Vielleicht auch, weil sie eine andere Technik vorzieht: den 48-V-Hybridantrieb. Dort setzt die Kostenbremse an der Systemspannung an. Konventionelle Hybriden nämlich arbeiten mit bis zu 400 Volt, was aufwändige und teure Schutzvorrichtungen nötig macht, um tödliche Stromschläge bei Unfällen oder Fehlfunktionen zu verhindern. 48 Volt hingegen sind vergleichsweise harmlos, so dass auch Kfz-Mechaniker für die Wartung von Kundenfahrzeugen keine Spezialausbildung benötigen. Natürlich führt der Verzicht auf Spannung auch zu einem Verlust an Leistung. Rein elektrisches Gleiten dürfte mit dem 48-V-Hybrid daher zunächst nicht möglich sein, dafür aber elektrisch unterstütztes Anfahren und Beschleunigen.
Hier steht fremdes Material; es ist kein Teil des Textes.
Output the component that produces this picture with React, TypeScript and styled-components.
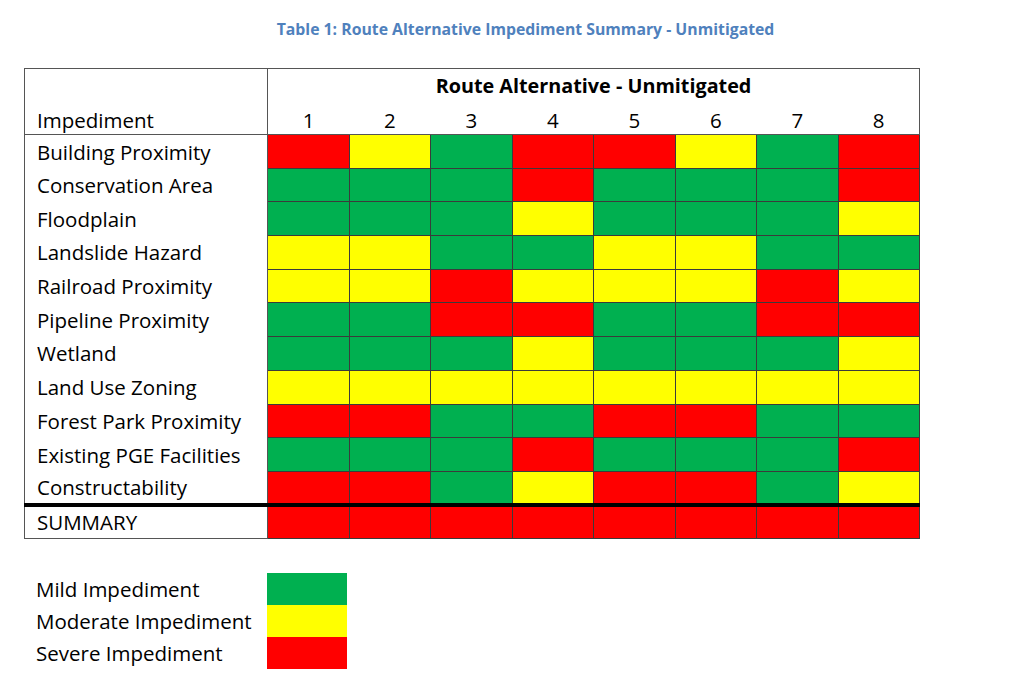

Zulieferer Schaeffler rechnet mit Verbrauchseinsparungen von bis zu 17 Prozent, wenn der Antrieb intelligent mit anderen Spritspartechniken etwa dem sogenannten „Segeln“ ergänzt wird. Dabei wird der Antriebsstrang komplett von den Achsen abgekoppelt, um etwa beim Ausrollen an der Ampel Reibungsverluste zu vermeiden.

Die 48-Volt-Hybridsysteme, an denen auch Bosch und Delphi arbeiten, könnten innerhalb der kommenden fünf Jahre in Serie gehen. Neben den Kostenvorteilen bei Herstellung und Betrieb könnten sie auch das Kapazitätsproblem des bestehenden 12-Volt-Bordnetzes lösen, das immer mehr elektrische Verbraucher im Auto versorgen muss und so langsam an seine Grenzen stößt. „Manche Systeme lassen sich zudem erst mit der höheren Spannung sinnvoll elektrifizieren, zum Beispiel Klimaanlagen, aktive Fahrwerkregelungen, leistungsfähige Heizsysteme oder ein elektrischer Turbolader“, erklärt Richard Schöttle, bei Bosch für das Thema Bordnetz zuständig.
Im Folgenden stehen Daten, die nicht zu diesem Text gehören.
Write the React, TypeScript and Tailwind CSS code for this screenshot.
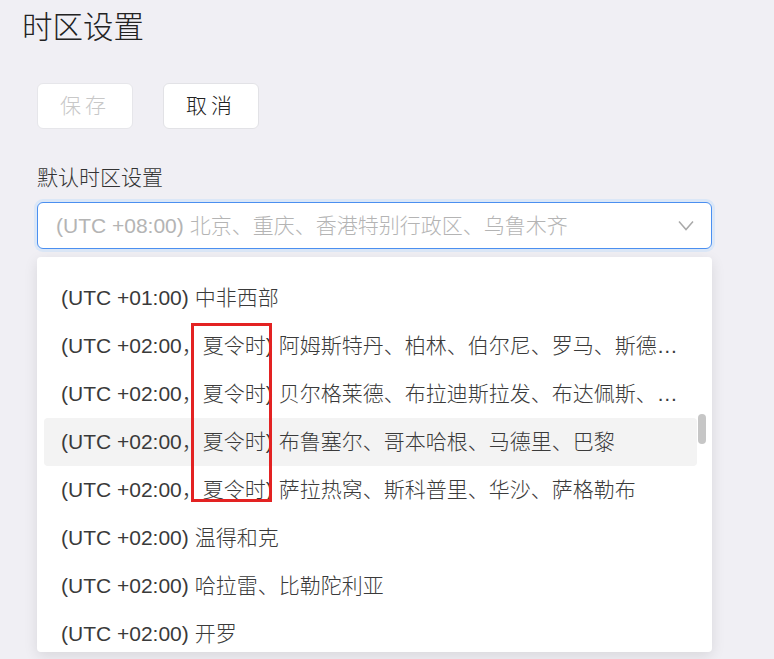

Ob und wann sich die neuen Hybridsysteme durchsetzen, hängt allerdings auch stark von der Entwicklung der Verbrauchsnormen ab. Die EU hat die Ziele bis 2020 zwar bereits bekannt gegeben, für Unsicherheit sorgt aber noch der geplant neue weltweite Test zur Ermittlung des Normverbrauchs. Sollte er die Hybridisierung auch in den kleinen und preisgünstigen Klassen belohnen, dürften bald auch die meisten Stadtautos mit entsprechender Technik ausgerüstet werden.
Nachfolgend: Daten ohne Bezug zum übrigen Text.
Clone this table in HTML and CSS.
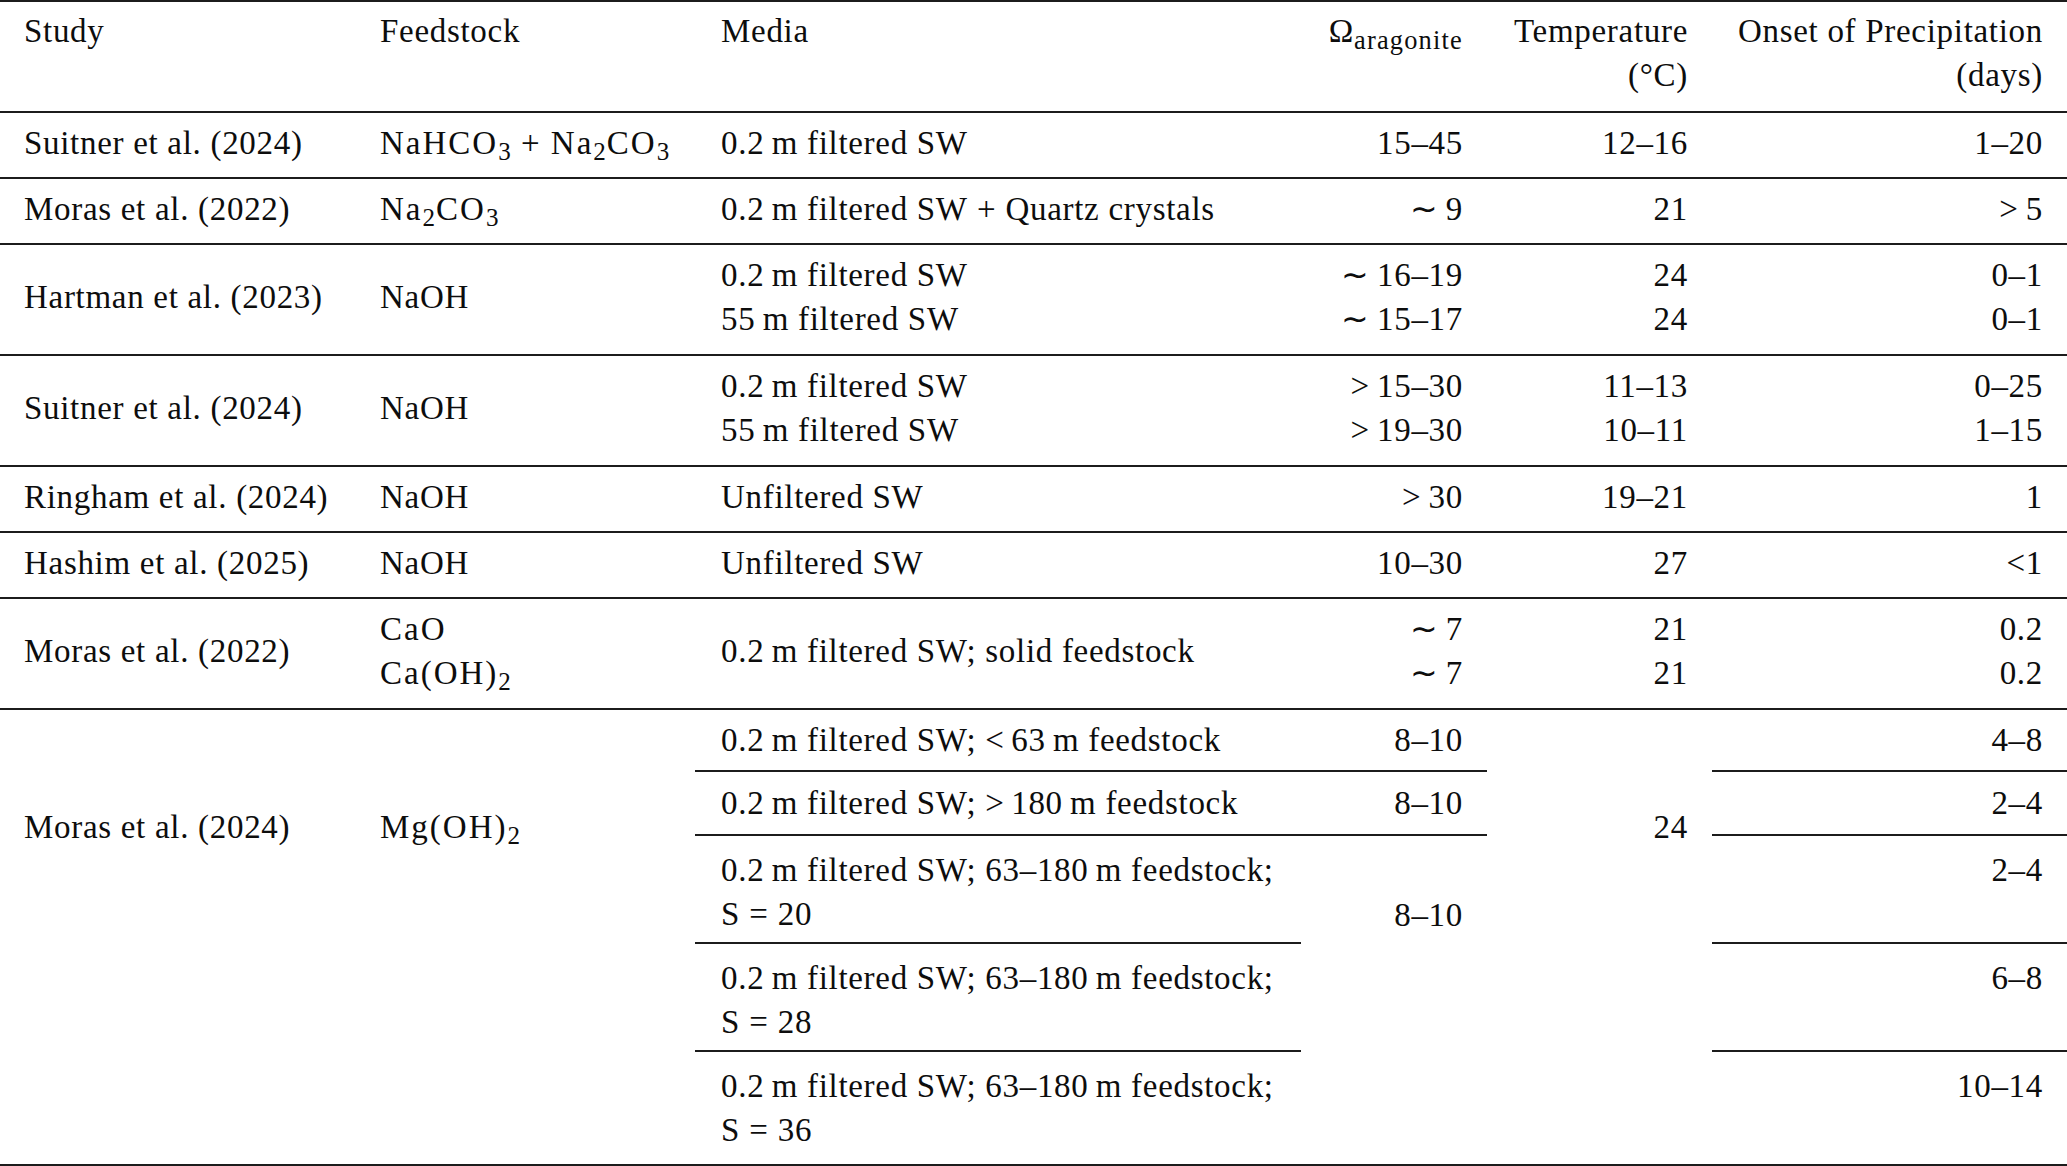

Bis dahin hat der Kunde in Deutschland die Wahl zwischen genau zwei Hybrid-Modellen. Das erfolgreichste Modell ist der Toyota Yaris, der eine etwas abgespeckte Form der aufwendigen Prius-Technik nutzt, und mit 16.950 Euro rund 5.000 Euro teurer ist der Einstiegsbenziner. Weniger häufig zu sehen ist der Honda Jazz, der auf das von der Marke entwickelte Mildhybridsystem setzt und 19.200 Euro kostet.